• AIM OF THE TASK
Output every line exactly as written. Leave out pictures.

• DATASET EXCERPT
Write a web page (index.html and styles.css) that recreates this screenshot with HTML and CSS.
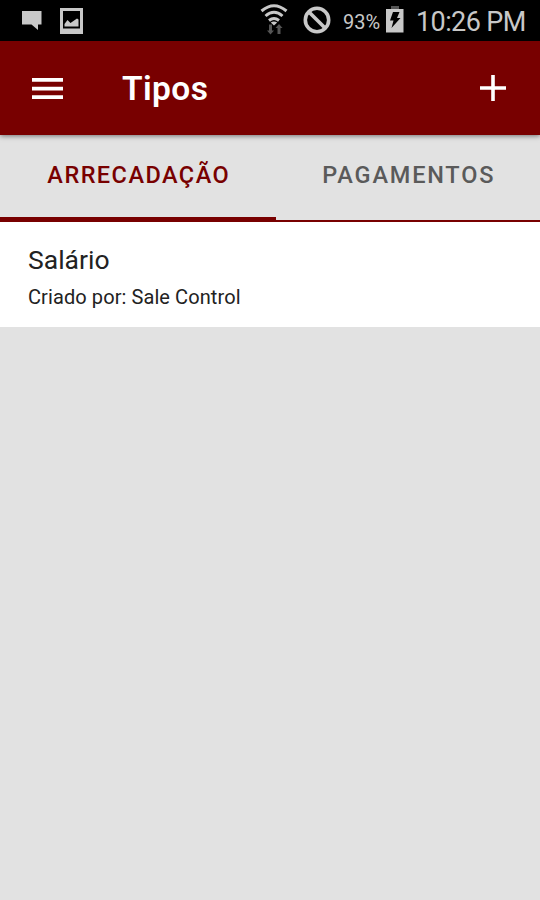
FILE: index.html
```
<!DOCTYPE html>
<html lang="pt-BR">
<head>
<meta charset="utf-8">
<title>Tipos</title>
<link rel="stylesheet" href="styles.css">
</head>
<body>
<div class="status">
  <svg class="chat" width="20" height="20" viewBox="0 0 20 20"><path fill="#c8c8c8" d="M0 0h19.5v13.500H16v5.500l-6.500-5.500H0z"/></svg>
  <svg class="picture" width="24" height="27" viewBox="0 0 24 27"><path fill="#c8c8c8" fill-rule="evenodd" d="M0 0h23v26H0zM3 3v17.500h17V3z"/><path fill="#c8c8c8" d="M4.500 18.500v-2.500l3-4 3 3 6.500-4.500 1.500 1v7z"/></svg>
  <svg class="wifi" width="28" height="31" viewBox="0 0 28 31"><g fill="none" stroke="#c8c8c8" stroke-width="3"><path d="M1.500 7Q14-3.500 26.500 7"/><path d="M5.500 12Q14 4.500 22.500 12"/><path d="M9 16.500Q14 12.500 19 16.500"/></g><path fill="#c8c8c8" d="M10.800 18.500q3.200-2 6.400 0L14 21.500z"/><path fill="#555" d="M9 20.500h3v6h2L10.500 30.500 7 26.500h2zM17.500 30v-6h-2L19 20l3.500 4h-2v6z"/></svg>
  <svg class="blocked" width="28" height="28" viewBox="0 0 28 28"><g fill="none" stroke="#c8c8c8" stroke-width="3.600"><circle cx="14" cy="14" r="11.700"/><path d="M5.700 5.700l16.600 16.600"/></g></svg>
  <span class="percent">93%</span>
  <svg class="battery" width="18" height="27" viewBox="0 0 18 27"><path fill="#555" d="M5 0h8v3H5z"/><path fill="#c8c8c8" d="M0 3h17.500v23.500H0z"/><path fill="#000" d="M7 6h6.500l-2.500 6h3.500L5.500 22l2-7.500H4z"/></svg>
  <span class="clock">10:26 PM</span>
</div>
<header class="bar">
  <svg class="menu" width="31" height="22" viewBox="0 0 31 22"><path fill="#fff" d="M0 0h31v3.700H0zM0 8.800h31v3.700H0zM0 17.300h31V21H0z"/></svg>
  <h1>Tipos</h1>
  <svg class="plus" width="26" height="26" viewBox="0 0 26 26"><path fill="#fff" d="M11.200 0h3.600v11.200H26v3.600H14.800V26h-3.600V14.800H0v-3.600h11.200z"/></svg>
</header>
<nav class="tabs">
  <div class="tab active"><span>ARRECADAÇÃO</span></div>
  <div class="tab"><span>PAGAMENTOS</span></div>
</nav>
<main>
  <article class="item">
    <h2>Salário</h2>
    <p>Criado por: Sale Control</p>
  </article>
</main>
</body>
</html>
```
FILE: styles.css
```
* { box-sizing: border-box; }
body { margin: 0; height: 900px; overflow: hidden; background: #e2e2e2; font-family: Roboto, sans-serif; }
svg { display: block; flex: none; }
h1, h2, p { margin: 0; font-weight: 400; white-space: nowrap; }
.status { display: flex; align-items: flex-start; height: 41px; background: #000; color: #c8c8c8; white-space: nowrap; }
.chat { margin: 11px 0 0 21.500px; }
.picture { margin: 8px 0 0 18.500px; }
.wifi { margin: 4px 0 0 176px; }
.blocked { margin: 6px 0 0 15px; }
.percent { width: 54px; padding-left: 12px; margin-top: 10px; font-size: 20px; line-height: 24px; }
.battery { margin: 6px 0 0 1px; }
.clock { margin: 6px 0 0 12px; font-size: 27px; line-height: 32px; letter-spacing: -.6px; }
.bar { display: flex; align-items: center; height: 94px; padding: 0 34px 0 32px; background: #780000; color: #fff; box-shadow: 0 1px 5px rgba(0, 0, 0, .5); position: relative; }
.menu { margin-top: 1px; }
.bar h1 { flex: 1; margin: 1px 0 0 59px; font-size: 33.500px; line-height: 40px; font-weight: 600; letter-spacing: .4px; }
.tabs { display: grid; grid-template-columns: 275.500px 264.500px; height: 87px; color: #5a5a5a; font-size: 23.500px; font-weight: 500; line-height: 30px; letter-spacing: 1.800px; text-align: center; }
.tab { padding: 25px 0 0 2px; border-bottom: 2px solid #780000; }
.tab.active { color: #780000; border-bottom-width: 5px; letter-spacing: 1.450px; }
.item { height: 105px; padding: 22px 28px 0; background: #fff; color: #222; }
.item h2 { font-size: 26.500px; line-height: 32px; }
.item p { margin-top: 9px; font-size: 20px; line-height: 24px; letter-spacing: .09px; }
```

• OUTPUT
Write a web page (index.html and styles.css) that recreates this screenshot with HTML and CSS.
FILE: index.html
```
<!DOCTYPE html>
<html lang="pt-BR">
<head>
<meta charset="utf-8">
<title>Tipos</title>
<link rel="stylesheet" href="styles.css">
</head>
<body>
<div class="status">
  <svg class="chat" width="20" height="20" viewBox="0 0 20 20"><path fill="#c8c8c8" d="M0 0h19.5v13.500H16v5.500l-6.500-5.500H0z"/></svg>
  <svg class="picture" width="24" height="27" viewBox="0 0 24 27"><path fill="#c8c8c8" fill-rule="evenodd" d="M0 0h23v26H0zM3 3v17.500h17V3z"/><path fill="#c8c8c8" d="M4.500 18.500v-2.500l3-4 3 3 6.500-4.500 1.500 1v7z"/></svg>
  <svg class="wifi" width="28" height="31" viewBox="0 0 28 31"><g fill="none" stroke="#c8c8c8" stroke-width="3"><path d="M1.500 7Q14-3.500 26.500 7"/><path d="M5.500 12Q14 4.500 22.500 12"/><path d="M9 16.500Q14 12.500 19 16.500"/></g><path fill="#c8c8c8" d="M10.800 18.500q3.200-2 6.400 0L14 21.500z"/><path fill="#555" d="M9 20.500h3v6h2L10.500 30.500 7 26.500h2zM17.500 30v-6h-2L19 20l3.500 4h-2v6z"/></svg>
  <svg class="blocked" width="28" height="28" viewBox="0 0 28 28"><g fill="none" stroke="#c8c8c8" stroke-width="3.600"><circle cx="14" cy="14" r="11.700"/><path d="M5.700 5.700l16.600 16.600"/></g></svg>
  <span class="percent">93%</span>
  <svg class="battery" width="18" height="27" viewBox="0 0 18 27"><path fill="#555" d="M5 0h8v3H5z"/><path fill="#c8c8c8" d="M0 3h17.500v23.500H0z"/><path fill="#000" d="M7 6h6.500l-2.500 6h3.500L5.500 22l2-7.500H4z"/></svg>
  <span class="clock">10:26 PM</span>
</div>
<header class="bar">
  <svg class="menu" width="31" height="22" viewBox="0 0 31 22"><path fill="#fff" d="M0 0h31v3.700H0zM0 8.800h31v3.700H0zM0 17.300h31V21H0z"/></svg>
  <h1>Tipos</h1>
  <svg class="plus" width="26" height="26" viewBox="0 0 26 26"><path fill="#fff" d="M11.200 0h3.600v11.200H26v3.600H14.800V26h-3.600V14.800H0v-3.600h11.200z"/></svg>
</header>
<nav class="tabs">
  <div class="tab active"><span>ARRECADAÇÃO</span></div>
  <div class="tab"><span>PAGAMENTOS</span></div>
</nav>
<main>
  <article class="item">
    <h2>Salário</h2>
    <p>Criado por: Sale Control</p>
  </article>
</main>
</body>
</html>
```
FILE: styles.css
```
* { box-sizing: border-box; }
body { margin: 0; height: 900px; overflow: hidden; background: #e2e2e2; font-family: Roboto, sans-serif; }
svg { display: block; flex: none; }
h1, h2, p { margin: 0; font-weight: 400; white-space: nowrap; }
.status { display: flex; align-items: flex-start; height: 41px; background: #000; color: #c8c8c8; white-space: nowrap; }
.chat { margin: 11px 0 0 21.500px; }
.picture { margin: 8px 0 0 18.500px; }
.wifi { margin: 4px 0 0 176px; }
.blocked { margin: 6px 0 0 15px; }
.percent { width: 54px; padding-left: 12px; margin-top: 10px; font-size: 20px; line-height: 24px; }
.battery { margin: 6px 0 0 1px; }
.clock { margin: 6px 0 0 12px; font-size: 27px; line-height: 32px; letter-spacing: -.6px; }
.bar { display: flex; align-items: center; height: 94px; padding: 0 34px 0 32px; background: #780000; color: #fff; box-shadow: 0 1px 5px rgba(0, 0, 0, .5); position: relative; }
.menu { margin-top: 1px; }
.bar h1 { flex: 1; margin: 1px 0 0 59px; font-size: 33.500px; line-height: 40px; font-weight: 600; letter-spacing: .4px; }
.tabs { display: grid; grid-template-columns: 275.500px 264.500px; height: 87px; color: #5a5a5a; font-size: 23.500px; font-weight: 500; line-height: 30px; letter-spacing: 1.800px; text-align: center; }
.tab { padding: 25px 0 0 2px; border-bottom: 2px solid #780000; }
.tab.active { color: #780000; border-bottom-width: 5px; letter-spacing: 1.450px; }
.item { height: 105px; padding: 22px 28px 0; background: #fff; color: #222; }
.item h2 { font-size: 26.500px; line-height: 32px; }
.item p { margin-top: 9px; font-size: 20px; line-height: 24px; letter-spacing: .09px; }
```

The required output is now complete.